The drought is over and rain is heaven's gift to the thirsty land. We've actually got water standing in the pastures; not that it's been a hard rain but rather it's been a constant rain. I adore the rain, whether doing my farm chores or sitting on the back porch just waching the animals and the rain.
Today, the air has been so humid it depletes my energy...what a lovely reason for porch sitting! But, depleated energy leaves little strength left over for even the simple act of breathing. At times I must concentrate on drawing in a breath deep, and, after holding it for a moment or two, release it slowly, carefully so as not to give in to the vertigo of a quick release.
It seems the most joyous of life's moments are like a deep breath. Compelling, fulfilling but ephemeral and, all too soon, a memory destined to fade all too quickly.
A favorite author is Jeanine McMullen, I try and read her books every year. She's an expat Aussie who bought a smallholding in Wales and her books are the tale of her farm journey. A Small Country Living, A Small Country Living Goes On and The Wind in the Ash Tree are so well written and I always laugh until I cry at some of her experiences. She loves her animals as much as I love mine and their personalities are as real to me as any human I've ever met. I would love to meet Ms McMullen, better yet in Wales over a cuppa and with one of her books in my hand. If any of you know her, please tell her I'm a great admirer.
Recently someone gave me a wonderful compliment... they said my writing reminded them of Gladys Tabor; what a kind comparison! She wrote so many books of her life at Stillmeadow; a 1950's Connecticut farm with so many memories put to paper, with accompanying photos.
She said, "We need time to dream, time to remember, and time to reach the infinite. Time to be." How true yet how many of us actually take that time? Tempus Fugit...but we're always so busy, going here and doing that...

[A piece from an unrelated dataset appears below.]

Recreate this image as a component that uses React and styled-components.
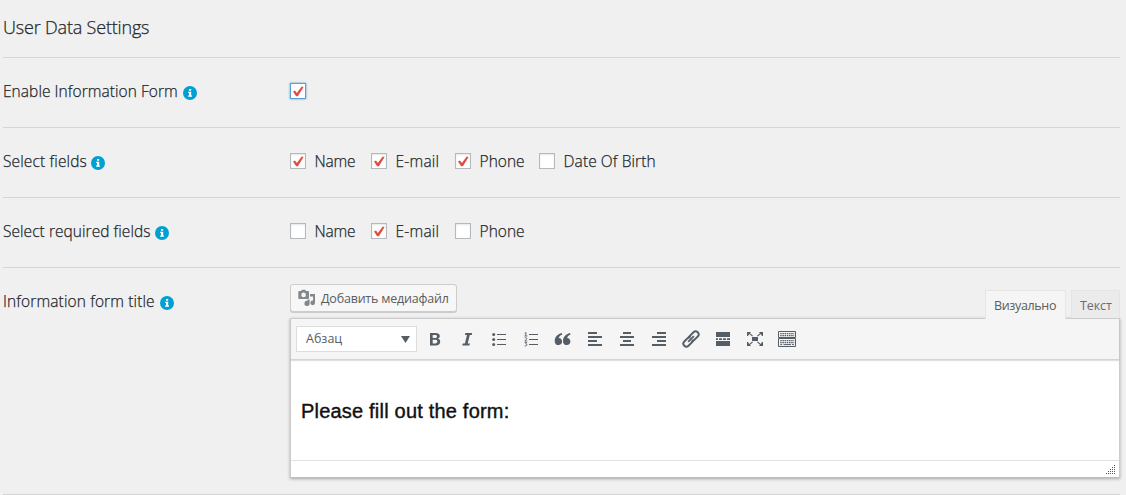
import React from 'react';
import styled, { createGlobalStyle, css } from 'styled-components';

const GlobalStyle = createGlobalStyle`
  * { box-sizing: border-box; }
  body {
    margin: 0;
    background: #f0f0f0;
    color: #23282d;
    font-family: "Open Sans", "Noto Sans", sans-serif;
    font-weight: 300;
    overflow: hidden;
  }
`;

const Page = styled.main`
  width: 1117px;
  margin-left: 3px;
`;

const Heading = styled.h2`
  margin: 0;
  height: 58px;
  padding-top: 15px;
  border-bottom: 1px solid #d5d5d5;
  font-size: 18px;
  font-weight: 300;
  line-height: 24px;
  letter-spacing: ${(p) => p.$spacing}px;
  white-space: nowrap;
  -webkit-text-stroke: 0.25px #23282d;
`;

const Row = styled.section`
  display: flex;
  height: ${(p) => p.$height || 70}px;
  border-bottom: 1px solid #d5d5d5;
`;

const Label = styled.div`
  display: flex;
  width: 287px;
  flex: none;
  padding-top: 21px;
  font-size: 15.5px;
  line-height: 24px;
  white-space: nowrap;
  -webkit-text-stroke: 0.25px #23282d;
`;

const LabelText = styled.span`
  width: ${(p) => p.$width}px;
  letter-spacing: ${(p) => p.$spacing}px;
`;

const InfoBadge = styled.svg`
  width: 14px;
  height: 14px;
  margin: 6.5px 0 0 -0.5px;
`;

const Options = styled.div`
  display: flex;
  padding-top: 21px;
`;

const Option = styled.label`
  display: flex;
  width: ${(p) => p.$width}px;
  font-size: 15.5px;
  line-height: 24px;
  white-space: nowrap;
  letter-spacing: ${(p) => p.$spacing || 0}px;
  -webkit-text-stroke: 0.25px #23282d;
`;

const Box = styled.span`
  display: block;
  width: 16px;
  height: 16px;
  margin: 4px 8.6px 0 0;
  flex: none;
  background: #fff;
  border: 1px solid #b4b9be;
  box-shadow: inset 0 1px 2px rgba(0, 0, 0, 0.1);
  svg { display: block; }
  ${(p) => p.$focused && css`
    border-color: #5b9dd9;
    box-shadow: 0 0 2px rgba(30, 140, 190, 0.8);
  `}
`;

const EditorWrap = styled.div`
  display: flex;
  flex-direction: column;
  width: 830px;
  padding-top: 16px;
`;

const Tools = styled.div`
  display: flex;
  justify-content: space-between;
  height: 34px;
`;

const MediaButton = styled.button`
  display: flex;
  align-items: center;
  width: 167px;
  height: 28px;
  padding: 0 0 0 7px;
  border: 1px solid #ccc;
  border-radius: 3px;
  background: #f7f7f7;
  box-shadow: 0 1px 0 #ccc;
  color: #5c5c5c;
  font: 12.5px "Open Sans", sans-serif;
  letter-spacing: ${(p) => p.$spacing}px;
  white-space: nowrap;
  svg { margin-right: 5px; flex: none; }
`;

const Tabs = styled.div`
  display: flex;
  gap: 5px;
  padding-top: 6px;
`;

const Tab = styled.div`
  position: relative;
  z-index: 1;
  width: ${(p) => p.$width}px;
  height: ${(p) => (p.$active ? 29 : 28)}px;
  padding-left: 8px;
  border: 1px solid #e5e5e5;
  border-bottom: 0;
  background: ${(p) => (p.$active ? '#f5f5f5' : '#ebebeb')};
  color: ${(p) => (p.$active ? '#5c5c5c' : '#6c6c6c')};
  font-size: 12.5px;
  font-weight: 400;
  line-height: 29px;
  letter-spacing: ${(p) => p.$spacing}px;
  white-space: nowrap;
`;

const Editor = styled.div`
  height: 160px;
  border: 1px solid #ccc;
  border-bottom-color: #bbb;
  background: #fff;
  box-shadow: 0 1px 3px rgba(0, 0, 0, 0.3);
`;

const Toolbar = styled.div`
  display: flex;
  align-items: center;
  height: 41px;
  padding-left: 5px;
  background: #f5f5f5;
  border-bottom: 1px solid #d4d4d4;
  box-shadow: 0 1px 1px rgba(0, 0, 0, 0.12);
`;

const FormatSelect = styled.div`
  display: flex;
  align-items: center;
  justify-content: space-between;
  width: 121px;
  height: 26px;
  margin-right: 8px;
  padding: 0 6px 1px 9px;
  border: 1px solid #ddd;
  background: #fff;
  color: #555d66;
  font-size: 12.5px;
  font-weight: 400;
  svg { margin-top: 2px; }
`;

const Tool = styled.svg`
  width: 20px;
  height: 20px;
  margin-right: 12px;
  flex: none;
  color: #555d66;
`;

const Content = styled.div`
  height: 101px;
  padding: 38px 0 0 10px;
  border-bottom: 1px solid #e2e2e2;
  color: #111;
  font-family: "Liberation Sans", Arial, sans-serif;
  font-size: 20px;
  font-weight: 400;
  line-height: 26px;
  -webkit-text-stroke: 0.4px #111;
  letter-spacing: ${(p) => p.$spacing}px;
  white-space: nowrap;
`;

const StatusBar = styled.div`
  display: flex;
  justify-content: flex-end;
  padding: 4px 3px 0 0;
`;

function Info() {
  return (
    <InfoBadge viewBox="0 0 14 14">
      <circle cx="7" cy="7" r="7" fill="#00a0d2" />
      <path d="M6 3h2.2v1.7H6zM5.2 5.8h3v3.7h.8v1.2H5.1V9.5H6V7h-.8z" fill="#fff" />
    </InfoBadge>
  );
}

function Field({ text, width, spacing }) {
  return (
    <Label>
      <LabelText $width={width} $spacing={spacing}>{text}</LabelText>
      <Info />
    </Label>
  );
}

function Check({ checked, focused, children, width, spacing }) {
  return (
    <Option $width={width} $spacing={spacing}>
      <Box $focused={focused}>
        {checked && (
          <svg width="14" height="14" viewBox="0 0 14 14">
            <path d="M2 7.6 4 6.6 5.9 9.1 10.7 2.6 12.6 3.1 6.9 12.2 5.1 12.2z" fill="#e14d43" />
          </svg>
        )}
      </Box>
      {children}
    </Option>
  );
}

const quote = 'M8.7 3.9C4.4 5 1.7 8 1.7 11.9c0 2.5 1.4 4.2 3.7 4.2s3.7-1.5 3.7-3.6-1.4-3.5-3.3-3.6c.3-1.5 1.3-2.7 3.5-3.5z';

const tools = {
  bold: <path fill="currentColor" fillRule="evenodd" d="M5 4h5.2c3 0 4.6 1.1 4.6 3.1 0 1.4-.8 2.3-2 2.7 1.6.3 2.4 1.4 2.4 2.9 0 2.3-1.7 3.8-4.7 3.8H5zm2.7 2v2.9h2.1c1.4 0 2.2-.5 2.2-1.5S11.3 6 9.8 6zm0 4.8v3.6h2.5c1.4 0 2.2-.6 2.2-1.8s-.8-1.8-2.3-1.8z" />,
  italic: <path fill="currentColor" d="M8.4 4h6.8l-.4 2h-2l-2.1 8.5h2.2l-.5 2H5.3l.5-2h2.1L10 6H8z" />,
  bullets: (
    <g fill="currentColor">
      <circle cx="4.7" cy="5.5" r="1.5" /><circle cx="4.7" cy="10.5" r="1.5" /><circle cx="4.7" cy="15.5" r="1.5" />
      <path d="M8 5h9v1H8zM8 10h9v1H8zM8 15h9v1H8z" />
    </g>
  ),
  numbers: (
    <g>
      <path fill="currentColor" d="M8 5h9v1H8zM8 10h9v1H8zM8 15h9v1H8z" />
      <path fill="none" stroke="currentColor" strokeWidth=".9" d="M3.7 4.2 4.9 3.5V7M3.5 7h2.8M3.7 9c1-.8 2.3-.3 2.1.7-.2.8-1.2 1.3-2 2.3h2.4M3.7 13.5h2l-1 1.3c2 .1 1.5 2.5-1.1 2.1" />
    </g>
  ),
  quote: <g fill="currentColor"><path d={quote} /><path transform="translate(8.3)" d={quote} /></g>,
  left: <path fill="currentColor" d="M3 3h9v2H3zM3 7h14v2H3zM3 11h9v2H3zM3 15h14v2H3z" />,
  center: <path fill="currentColor" d="M6 3h8v2H6zM3 7h14v2H3zM6 11h8v2H6zM3 15h14v2H3z" />,
  right: <path fill="currentColor" d="M8 3h9v2H8zM3 7h14v2H3zM8 11h9v2H8zM3 15h14v2H3z" />,
  link: (
    <g fill="none" stroke="currentColor" strokeWidth="1.9" transform="rotate(-45 10 10)">
      <path d="M11.4 8.2A3 3 0 0 0 9 7H3.5a3 3 0 0 0 0 6H9a3 3 0 0 0 2.4-1.2" />
      <path d="M8.6 11.8A3 3 0 0 0 11 13h5.5a3 3 0 0 0 0-6H11a3 3 0 0 0-2.4 1.2" />
      <path d="M6 10h8" />
    </g>
  ),
  more: <path fill="currentColor" d="M3 3h14v5H3zM3 9.3h2v1.6H3zM6 9.3h3v1.6H6zM10 9.3h3v1.6h-3zM14 9.3h3v1.6h-3zM3 12h14v5H3z" />,
  full: (
    <path fill="currentColor" d="M7 8h6v4H7zM2 3h4L5 4.2 8 6.8l-.8.8-3-2.6L3 7H2zM18 3h-4l1 1.2L12 6.8l.8.8 3-2.6L17 7h1zM2 17h4l-1-1.2 3-2.6-.8-.8-3 2.6L3 13H2zM18 17h-4l1-1.2-3-2.6.8-.8 3 2.6L17 13h1z" />
  ),
  keyboard: (
    <g fill="none" stroke="currentColor">
      <path d="M1.5 2.5h17v6h-17zM1.5 9.5h17v8h-17z" />
      <path strokeWidth="1.3" strokeDasharray="1.5 .7" d="M3.2 4.6h14M3.2 6.6h14M3.2 11.7h14M3.2 13.7h14" />
      <path d="M3.2 15.6h2M6.5 15.6h7.5M15 15.6h2" />
    </g>
  ),
};

function MediaIcon() {
  return (
    <svg width="18" height="18" viewBox="0 0 18 18" fill="#82878c">
      <path fillRule="evenodd" d="M3 2 4 .8h3L8.2 2H10q1 0 1 1v6q0 1-1 1H1.3q-1 0-1-1V3q0-1 1-1zM5.6 3.6a2.3 2.3 0 1 0 0 4.6 2.3 2.3 0 0 0 0-4.6z" />
      <path d="M12 5h5v8.8a2.3 2.3 0 1 1-1.9-2.2V7.6H12zM9.6 10.6h2v3.6a2.6 2.6 0 1 1-2-2.4z" />
    </svg>
  );
}

function Grip() {
  const dots = [];
  for (let r = 0; r < 5; r += 1) {
    for (let c = 4 - r; c < 5; c += 1) {
      dots.push(<rect key={`${r}-${c}`} x={c * 2} y={r * 2} width="1" height="1" />);
    }
  }
  return <svg width="10" height="10" viewBox="0 0 10 10" fill="#555">{dots}</svg>;
}

export default function App() {
  return (
    <>
      <GlobalStyle />
      <Page>
        <Heading $spacing={-0.18}>User Data Settings</Heading>
        <Row>
          <Field text="Enable Information Form" width={180} spacing={0.06} />
          <Options><Check checked focused /></Options>
        </Row>
        <Row>
          <Field text="Select fields" width={88} spacing={0.13} />
          <Options>
            <Check checked width={81} spacing={-0.2}>Name</Check>
            <Check checked width={84} spacing={0.2}>E-mail</Check>
            <Check checked width={84}>Phone</Check>
            <Check width={120} spacing={0.08}>Date Of Birth</Check>
          </Options>
        </Row>
        <Row>
          <Field text="Select required fields" width={152} spacing={0.05} />
          <Options>
            <Check width={81} spacing={-0.2}>Name</Check>
            <Check checked width={84} spacing={0.2}>E-mail</Check>
            <Check width={84}>Phone</Check>
          </Options>
        </Row>
        <Row $height={227}>
          <Field text="Information form title" width={157} spacing={0.12} />
          <EditorWrap>
            <Tools>
              <MediaButton type="button" $spacing={-0.2}><MediaIcon />Добавить медиафайл</MediaButton>
              <Tabs>
                <Tab $active $width={81} $spacing={-0.35}>Визуально</Tab>
                <Tab $width={49} $spacing={-0.1}>Текст</Tab>
              </Tabs>
            </Tools>
            <Editor>
              <Toolbar>
                <FormatSelect>
                  Абзац
                  <svg width="9" height="7" viewBox="0 0 9 7"><path d="M0 0h9L4.5 7z" fill="#555d66" /></svg>
                </FormatSelect>
                {Object.entries(tools).map(([name, art]) => (
                  <Tool key={name} viewBox="0 0 20 20">{art}</Tool>
                ))}
              </Toolbar>
              <Content $spacing={0.2}>Please fill out the form:</Content>
              <StatusBar><Grip /></StatusBar>
            </Editor>
          </EditorWrap>
        </Row>
      </Page>
    </>
  );
}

I'm one of those people who have a small flock of rare Shetland, Romney and Merino sheep specifically for their fiber; not for their meat. They earn their keep by providing me with excellent quality fleeces which are then processed into blankets, yarn or hand crafted items. They also earn their keep by just being themselves and giving, unconditional, love on a daily basis. (Although I have noticed with some, their love seems directly related to the corn bucket.) Farming is my choice of lifestyle. It's how kith and kin lived in generations past. My family settled Appalachia more than 250 years ago and put down roots for mostly poorer in money, richer in living.
As a society, it seems we've exchange busyness for productivity and haven't even noticed we've sold our souls. We tell each other we're "just busy, busy, busy" but, really, don't have much to show for it except short tempers and crossness.
It's true I struggle to sell my limited collection of farm spun wool yarn
but I'd rather struggle at selling my yarn than at a two hour commute each
day. My commute is strolling down to the stables each morning and feeding the sheep and horses. Along the way, each one greets me and is most excited to see me coming. I've got time each day to play with the kittens, curry a horse and carry my knitting to the pasture...all because Dave and I have made choices to slow down, stop being so busy and enjoy life while we're living it. And, there's absolutely nothing like knitting with yarn from a sheep I know. It gives a circularity to life that suits me just fine.
So, while it's true time does fly, it flies more slowly when I allow it to sift through my fingers...when I take time to sit, to think, to be. I give myself permission to enjoy both my rest and my labor, to enjoy myself, my home, my family, my husband, my life...to sieze the day.